__What is being asked__
Only lines holding the string "Tailwind" are wanted; copy each one from the material.

### Records supplied

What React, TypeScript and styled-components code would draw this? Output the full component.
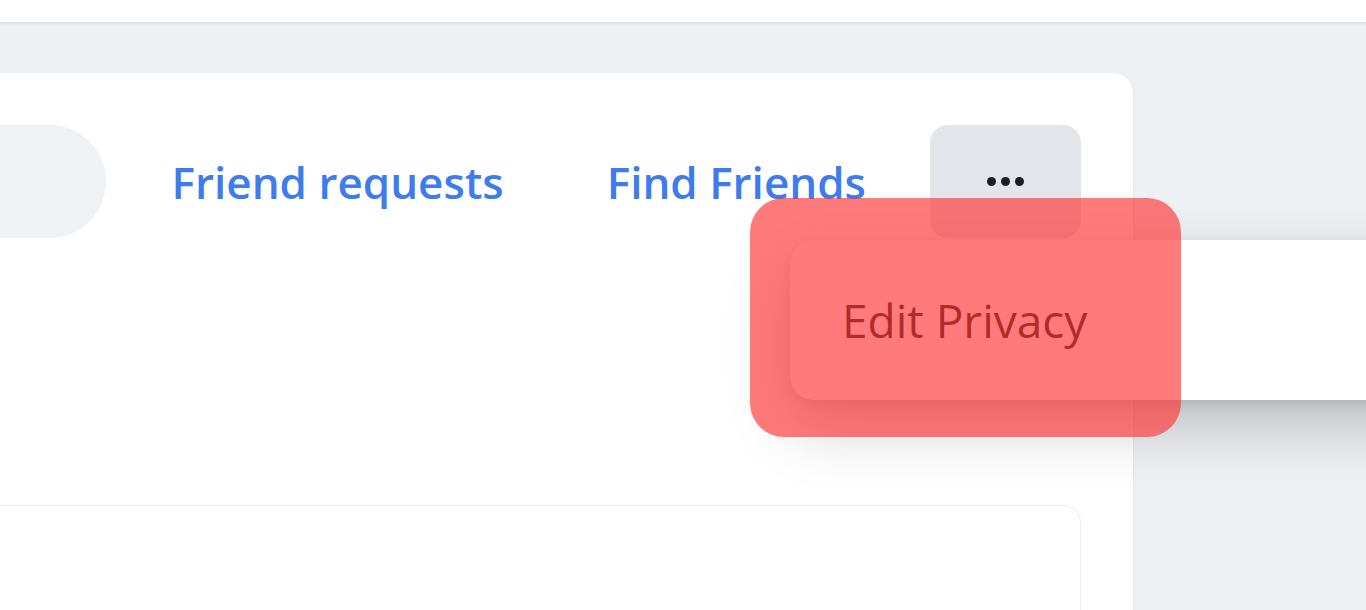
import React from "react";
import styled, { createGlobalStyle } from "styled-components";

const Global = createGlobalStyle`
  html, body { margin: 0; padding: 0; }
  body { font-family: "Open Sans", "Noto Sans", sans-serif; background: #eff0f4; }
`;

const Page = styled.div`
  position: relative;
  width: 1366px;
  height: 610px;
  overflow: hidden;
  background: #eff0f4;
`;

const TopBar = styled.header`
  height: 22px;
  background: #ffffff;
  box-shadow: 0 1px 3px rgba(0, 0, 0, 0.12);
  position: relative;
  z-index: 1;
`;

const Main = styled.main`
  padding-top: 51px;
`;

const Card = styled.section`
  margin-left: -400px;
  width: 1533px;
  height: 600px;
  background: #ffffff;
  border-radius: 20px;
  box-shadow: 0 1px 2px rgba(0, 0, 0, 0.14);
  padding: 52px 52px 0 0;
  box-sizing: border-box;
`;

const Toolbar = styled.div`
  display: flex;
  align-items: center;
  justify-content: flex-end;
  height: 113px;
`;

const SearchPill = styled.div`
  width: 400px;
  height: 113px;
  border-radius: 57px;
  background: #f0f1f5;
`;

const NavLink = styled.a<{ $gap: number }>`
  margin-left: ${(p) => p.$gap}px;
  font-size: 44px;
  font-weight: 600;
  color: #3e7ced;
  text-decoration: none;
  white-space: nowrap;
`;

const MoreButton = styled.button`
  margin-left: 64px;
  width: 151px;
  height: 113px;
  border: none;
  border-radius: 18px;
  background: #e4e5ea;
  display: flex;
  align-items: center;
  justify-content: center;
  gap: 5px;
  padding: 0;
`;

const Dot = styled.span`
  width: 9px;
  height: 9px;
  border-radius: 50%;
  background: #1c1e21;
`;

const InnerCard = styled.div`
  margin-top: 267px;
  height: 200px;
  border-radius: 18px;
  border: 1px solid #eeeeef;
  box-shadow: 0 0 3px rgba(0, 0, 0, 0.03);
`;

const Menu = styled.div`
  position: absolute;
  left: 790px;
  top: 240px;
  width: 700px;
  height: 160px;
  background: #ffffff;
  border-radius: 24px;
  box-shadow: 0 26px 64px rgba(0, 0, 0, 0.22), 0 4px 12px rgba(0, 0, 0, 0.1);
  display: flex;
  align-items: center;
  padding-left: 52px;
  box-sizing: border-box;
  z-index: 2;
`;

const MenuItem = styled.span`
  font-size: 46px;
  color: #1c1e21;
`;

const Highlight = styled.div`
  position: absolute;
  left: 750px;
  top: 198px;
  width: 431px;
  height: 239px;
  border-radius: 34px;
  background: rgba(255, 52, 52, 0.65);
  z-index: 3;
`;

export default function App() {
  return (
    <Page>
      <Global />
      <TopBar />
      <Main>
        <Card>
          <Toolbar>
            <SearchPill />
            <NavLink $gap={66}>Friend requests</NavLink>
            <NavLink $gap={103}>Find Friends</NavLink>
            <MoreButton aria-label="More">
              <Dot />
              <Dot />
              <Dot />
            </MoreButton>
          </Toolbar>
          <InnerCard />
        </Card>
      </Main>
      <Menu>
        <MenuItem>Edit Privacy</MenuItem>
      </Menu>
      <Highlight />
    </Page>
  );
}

######
### Records supplied

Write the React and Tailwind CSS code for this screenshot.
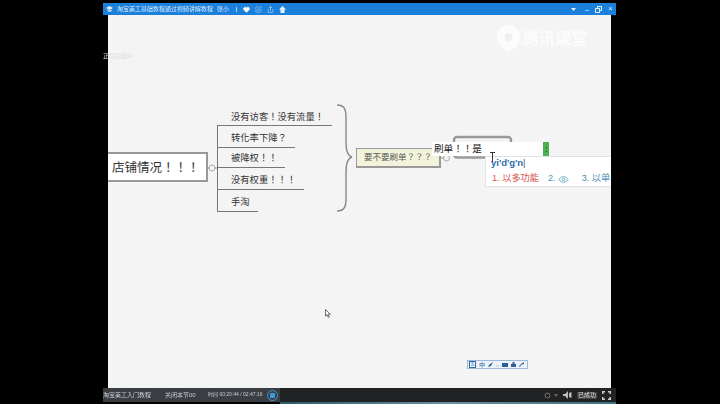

######
### Records supplied

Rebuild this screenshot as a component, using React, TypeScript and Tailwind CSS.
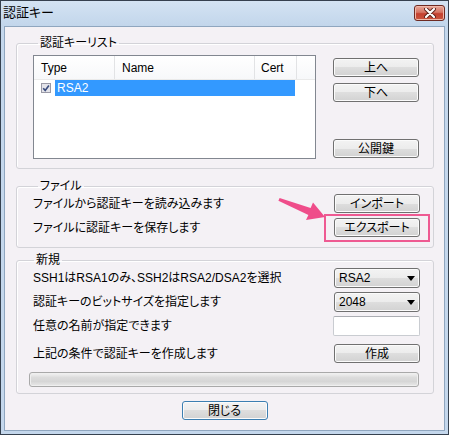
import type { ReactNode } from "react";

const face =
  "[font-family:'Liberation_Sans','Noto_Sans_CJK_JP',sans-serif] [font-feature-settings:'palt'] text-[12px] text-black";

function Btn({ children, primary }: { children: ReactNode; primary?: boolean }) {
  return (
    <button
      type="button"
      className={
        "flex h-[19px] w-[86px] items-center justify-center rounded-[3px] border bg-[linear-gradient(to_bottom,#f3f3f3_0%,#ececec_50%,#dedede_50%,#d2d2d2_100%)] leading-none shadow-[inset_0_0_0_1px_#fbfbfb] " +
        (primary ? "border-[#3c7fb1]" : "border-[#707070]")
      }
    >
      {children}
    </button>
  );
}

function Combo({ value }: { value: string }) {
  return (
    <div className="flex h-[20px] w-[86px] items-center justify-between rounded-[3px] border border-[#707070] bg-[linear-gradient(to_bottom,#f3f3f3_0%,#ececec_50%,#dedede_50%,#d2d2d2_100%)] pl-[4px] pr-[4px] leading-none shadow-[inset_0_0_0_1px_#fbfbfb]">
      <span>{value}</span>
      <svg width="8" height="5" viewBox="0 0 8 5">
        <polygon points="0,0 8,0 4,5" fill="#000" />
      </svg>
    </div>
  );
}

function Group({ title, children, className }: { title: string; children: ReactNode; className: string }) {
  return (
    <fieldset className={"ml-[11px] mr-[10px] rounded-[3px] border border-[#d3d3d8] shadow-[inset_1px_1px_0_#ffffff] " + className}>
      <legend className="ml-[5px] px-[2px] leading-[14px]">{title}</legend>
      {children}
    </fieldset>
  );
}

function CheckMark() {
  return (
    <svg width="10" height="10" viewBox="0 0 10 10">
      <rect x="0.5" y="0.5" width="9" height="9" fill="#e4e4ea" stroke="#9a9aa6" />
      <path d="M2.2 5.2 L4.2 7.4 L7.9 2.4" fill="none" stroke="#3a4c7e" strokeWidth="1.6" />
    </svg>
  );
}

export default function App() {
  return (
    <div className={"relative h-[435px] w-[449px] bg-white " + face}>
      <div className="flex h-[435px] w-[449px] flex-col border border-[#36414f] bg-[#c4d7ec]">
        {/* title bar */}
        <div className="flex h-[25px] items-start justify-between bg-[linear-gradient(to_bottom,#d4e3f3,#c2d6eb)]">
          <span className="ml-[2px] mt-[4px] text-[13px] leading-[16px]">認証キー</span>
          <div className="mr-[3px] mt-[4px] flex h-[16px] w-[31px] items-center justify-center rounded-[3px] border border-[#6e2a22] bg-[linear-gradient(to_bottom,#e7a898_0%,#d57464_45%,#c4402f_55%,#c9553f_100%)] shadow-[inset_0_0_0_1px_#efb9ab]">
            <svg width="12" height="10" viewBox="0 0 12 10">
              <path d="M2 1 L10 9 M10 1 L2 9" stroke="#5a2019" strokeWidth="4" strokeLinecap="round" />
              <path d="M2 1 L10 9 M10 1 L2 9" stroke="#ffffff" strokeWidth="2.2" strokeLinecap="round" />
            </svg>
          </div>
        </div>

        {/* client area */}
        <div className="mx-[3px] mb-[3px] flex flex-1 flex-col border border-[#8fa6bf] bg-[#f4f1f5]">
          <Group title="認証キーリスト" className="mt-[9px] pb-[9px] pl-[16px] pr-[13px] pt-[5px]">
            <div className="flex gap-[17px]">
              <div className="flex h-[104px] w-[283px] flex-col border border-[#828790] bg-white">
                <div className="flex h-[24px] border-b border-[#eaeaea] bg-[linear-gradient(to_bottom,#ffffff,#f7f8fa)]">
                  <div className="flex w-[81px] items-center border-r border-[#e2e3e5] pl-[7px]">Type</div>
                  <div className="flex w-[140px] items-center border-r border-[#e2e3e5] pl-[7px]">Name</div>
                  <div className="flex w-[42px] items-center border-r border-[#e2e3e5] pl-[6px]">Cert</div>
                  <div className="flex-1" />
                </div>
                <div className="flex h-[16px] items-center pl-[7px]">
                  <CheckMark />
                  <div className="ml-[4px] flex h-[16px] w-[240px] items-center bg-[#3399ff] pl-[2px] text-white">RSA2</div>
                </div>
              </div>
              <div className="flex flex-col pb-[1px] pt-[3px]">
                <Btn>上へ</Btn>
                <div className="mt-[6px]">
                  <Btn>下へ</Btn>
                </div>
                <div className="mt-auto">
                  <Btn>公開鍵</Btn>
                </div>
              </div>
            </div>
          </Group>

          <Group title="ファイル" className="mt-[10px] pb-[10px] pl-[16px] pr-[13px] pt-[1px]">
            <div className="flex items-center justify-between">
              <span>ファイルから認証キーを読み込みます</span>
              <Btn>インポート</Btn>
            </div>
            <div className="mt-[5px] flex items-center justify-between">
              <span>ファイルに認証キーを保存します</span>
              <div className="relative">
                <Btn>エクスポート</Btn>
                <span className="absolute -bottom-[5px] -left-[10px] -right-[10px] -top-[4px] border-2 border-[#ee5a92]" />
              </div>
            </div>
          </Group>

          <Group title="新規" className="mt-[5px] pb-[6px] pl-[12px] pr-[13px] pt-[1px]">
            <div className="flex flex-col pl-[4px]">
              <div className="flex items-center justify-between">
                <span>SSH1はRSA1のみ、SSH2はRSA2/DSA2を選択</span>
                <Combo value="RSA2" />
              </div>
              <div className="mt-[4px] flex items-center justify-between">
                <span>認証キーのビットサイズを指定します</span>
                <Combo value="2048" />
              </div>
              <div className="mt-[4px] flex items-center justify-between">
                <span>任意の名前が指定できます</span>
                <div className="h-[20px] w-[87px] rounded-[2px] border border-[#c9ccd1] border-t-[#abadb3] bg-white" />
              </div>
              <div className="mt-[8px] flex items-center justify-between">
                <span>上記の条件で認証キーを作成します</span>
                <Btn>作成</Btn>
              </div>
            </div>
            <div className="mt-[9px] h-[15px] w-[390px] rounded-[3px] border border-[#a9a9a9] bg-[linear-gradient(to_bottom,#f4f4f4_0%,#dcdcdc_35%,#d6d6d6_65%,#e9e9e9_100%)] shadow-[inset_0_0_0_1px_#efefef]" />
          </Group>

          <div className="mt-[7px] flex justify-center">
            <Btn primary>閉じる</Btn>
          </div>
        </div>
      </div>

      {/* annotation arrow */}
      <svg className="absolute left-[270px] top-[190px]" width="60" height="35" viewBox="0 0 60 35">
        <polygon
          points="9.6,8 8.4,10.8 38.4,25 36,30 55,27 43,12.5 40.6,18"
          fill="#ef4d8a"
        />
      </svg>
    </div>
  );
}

######

__Output of the task__
Write the React and Tailwind CSS code for this screenshot.
Rebuild this screenshot as a component, using React, TypeScript and Tailwind CSS.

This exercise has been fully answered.